→ **Entries provided**:
╭──

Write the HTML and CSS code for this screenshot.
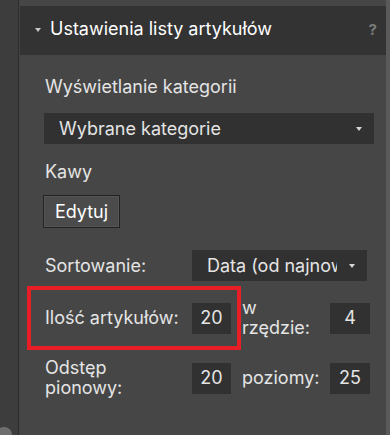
FILE: index.html
```html
<!DOCTYPE html>
<html lang="pl">
<head>
<meta charset="utf-8">
<link rel="stylesheet" href="styles.css">
</head>
<body>
<div class="app">
  <div class="gutter"><span class="knob"></span></div>
  <div class="panel">
    <div class="header">
      <span class="caret"></span>
      <span class="title">Ustawienia listy artykułów</span>
      <span class="help">?</span>
    </div>
    <div class="content">
      <div class="label first">Wyświetlanie kategorii</div>
      <div class="select wide"><span class="sel-text">Wybrane kategorie</span><span class="arrow"></span></div>
      <div class="label kawy">Kawy</div>
      <button class="btn">Edytuj</button>
      <div class="sort-row">
        <div class="row-label">Sortowanie:</div>
        <div class="select narrow"><span class="sel-text">Data (od najnowszych)</span><span class="arrow"></span></div>
      </div>
      <div class="grid">
        <div class="row-label">Ilość artykułów:</div>
        <div class="num">20</div>
        <div class="label2">w rzędzie:</div>
        <div class="num">4</div>
        <div class="row-label">Odstęp pionowy:</div>
        <div class="num">20</div>
        <div class="label2">poziomy:</div>
        <div class="num">25</div>
      </div>
    </div>
    <div class="highlight"></div>
  </div>
  <div class="edge"></div>
</div>
</body>
</html>
```
FILE: styles.css
```css
* { box-sizing: border-box; }
html, body { margin: 0; padding: 0; }
body {
  background: #3d3d3d;
  font-family: Inter, "Noto Sans", sans-serif;
  font-size: 18px;
  color: #e4e4e4;
  width: 390px;
  height: 435px;
  overflow: hidden;
}
.app { display: flex; height: 435px; }
.gutter {
  width: 19px;
  flex: none;
  border-right: 1px solid #2b2b2b;
  background: #3d3d3d;
  position: relative;
}
.knob {
  position: absolute;
  left: -4px;
  top: 427px;
  width: 16px;
  height: 16px;
  border-radius: 50%;
  background: #6e6e6e;
}
.panel {
  flex: 1;
  background: #464646;
  padding-top: 6px;
  position: relative;
}
.edge { width: 4px; flex: none; background: #5a5a5a; }
.header {
  margin-left: 1px;
  height: 49px;
  background: #333333;
  display: flex;
  align-items: center;
  padding-left: 15px;
  padding-right: 9px;
}
.caret {
  width: 0; height: 0;
  border-left: 3.5px solid transparent;
  border-right: 3.5px solid transparent;
  border-top: 4px solid #c8c8c8;
  margin-right: 9px;
  margin-top: -1px;
}
.title { color: #ffffff; font-size: 18px; flex: 1; line-height: 20px; margin-top: -3px; }
.help { color: #7a7a7a; font-weight: 700; font-size: 15px; margin-top: -3px; }
.content { padding-left: 26px; }
.label { line-height: 20px; }
.first { margin-top: 22px; }
.select {
  background: #313131;
  height: 31px;
  display: flex;
  align-items: center;
  justify-content: space-between;
  padding-left: 15px;
  padding-right: 12px;
  margin-top: 16px;
  overflow: hidden;
}
.wide { width: 330px; margin-left: -1px; }
.sel-text { white-space: nowrap; overflow: hidden; line-height: 20px; }
.narrow { width: 175px; margin-top: 0; padding-right: 12px; }
.narrow .sel-text { width: 130px; }
.arrow {
  flex: none;
  width: 0; height: 0;
  border-left: 3.5px solid transparent;
  border-right: 3.5px solid transparent;
  border-top: 4px solid #d6d6d6;
  margin-left: 6px;
}
.kawy { margin-top: 18px; }
.btn {
  display: block;
  margin-top: 13px;
  margin-left: -2px;
  height: 33px;
  width: 77px;
  background: #4b4b4b;
  border: 1px solid #222;
  box-shadow: inset 0 0 0 1px #555;
  color: #fff;
  font-family: inherit;
  font-size: 18px;
  padding: 0;
}
.sort-row {
  margin-top: 22px;
  display: flex;
  align-items: center;
  height: 31px;
}
.sort-row .row-label { width: 147px; }
.row-label { line-height: 20px; }
.grid {
  margin-top: 17px;
  display: grid;
  grid-template-columns: 147px 39px 99px 40px;
  grid-auto-rows: 40px;
  row-gap: 20px;
  align-items: center;
}
.grid .row-label { width: 80px; }
.grid .row-label:first-child { width: 147px; }
.num {
  background: #313131;
  height: 31px;
  display: flex;
  align-items: center;
  justify-content: center;
  line-height: 20px;
}
.label2 { padding-left: 11px; line-height: 20px; width: 92px; }
.highlight {
  position: absolute;
  left: 8px;
  top: 286px;
  width: 214px;
  height: 64px;
  border: 4px solid #e81e26;
}
```
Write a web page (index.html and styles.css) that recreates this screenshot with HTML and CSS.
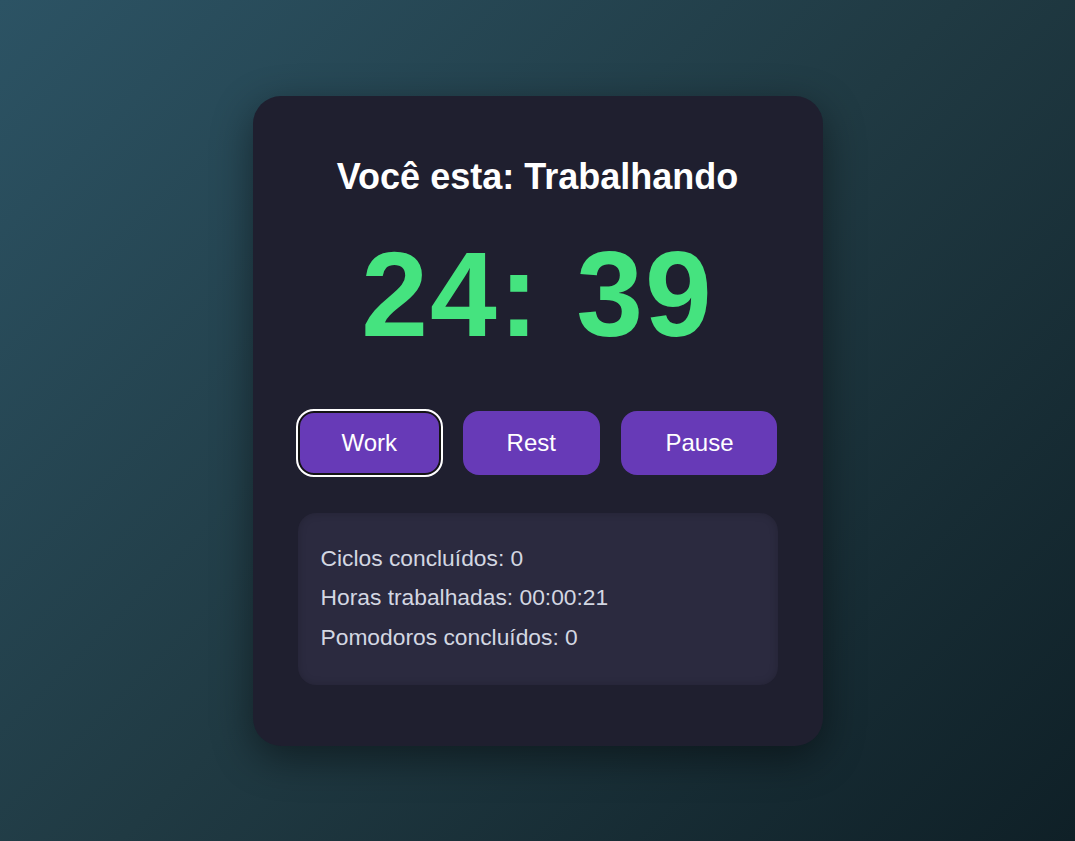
FILE: index.html
```html
<!DOCTYPE html>
<html lang="pt-BR">
<head>
<meta charset="UTF-8">
<title>Pomodoro</title>
<link rel="stylesheet" href="styles.css">
</head>
<body>
  <main class="card">
    <h1 class="status">Você esta: Trabalhando</h1>
    <div class="timer">24: 39</div>
    <div class="controls">
      <button class="btn btn-focus">Work</button>
      <button class="btn">Rest</button>
      <button class="btn">Pause</button>
    </div>
    <section class="stats">
      <p class="stat">Ciclos concluídos: 0</p>
      <p class="stat">Horas trabalhadas: 00:00:21</p>
      <p class="stat">Pomodoros concluídos: 0</p>
    </section>
  </main>
</body>
</html>
```

FILE: styles.css
```css
* { box-sizing: border-box; }

html, body {
  margin: 0;
  padding: 0;
}

body {
  min-height: 100vh;
  display: flex;
  align-items: center;
  justify-content: center;
  font-family: "Liberation Sans", Arial, sans-serif;
  background: linear-gradient(135deg, #2c5364 0%, #203a43 50%, #0f2027 100%);
}

.card {
  width: 570px;
  height: 650px;
  padding: 60px 45px 45px;
  background: #1f1f2f;
  border-radius: 28px;
  box-shadow: 0 12px 40px rgba(0, 0, 0, 0.45);
  display: flex;
  flex-direction: column;
}

.status {
  margin: 0;
  text-align: center;
  color: #ffffff;
  font-size: 36px;
  font-weight: 700;
  line-height: 41px;
}

.timer {
  margin-top: 26px;
  text-align: center;
  color: #45e37f;
  font-size: 120px;
  font-weight: 700;
  line-height: 143px;
  letter-spacing: 2px;
}

.controls {
  margin-top: 45px;
  display: flex;
  justify-content: space-between;
}

.btn {
  font-family: "Liberation Sans", Arial, sans-serif;
  font-size: 24px;
  line-height: 28px;
  color: #ffffff;
  background: #673ab7;
  border: none;
  border-radius: 16px;
  padding: 18px 44px;
  cursor: pointer;
}

.btn-focus {
  outline: 2px solid #ffffff;
  outline-offset: 0;
  box-shadow: inset 0 0 0 2px #141414;
}

.stats {
  margin-top: 38px;
  background: #2b2a3f;
  border-radius: 18px;
  padding: 26px 23px 28px;
  box-shadow: inset 0 0 8px rgba(0, 0, 0, 0.18);
}

.stat {
  margin: 0;
  color: #d3d7e2;
  font-size: 22.8px;
  line-height: 39.5px;
}
```
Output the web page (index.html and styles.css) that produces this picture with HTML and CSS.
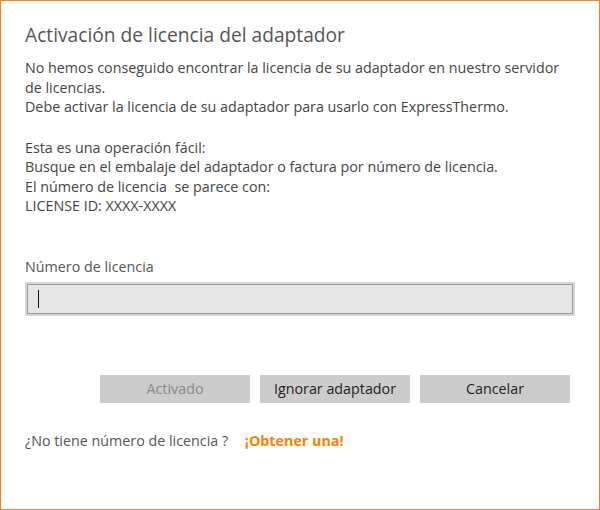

╰──

→ **Exercise prompt**: Among the records above, how many lines carry the string "that"? Reply with the number alone.

→ **Task output**: 2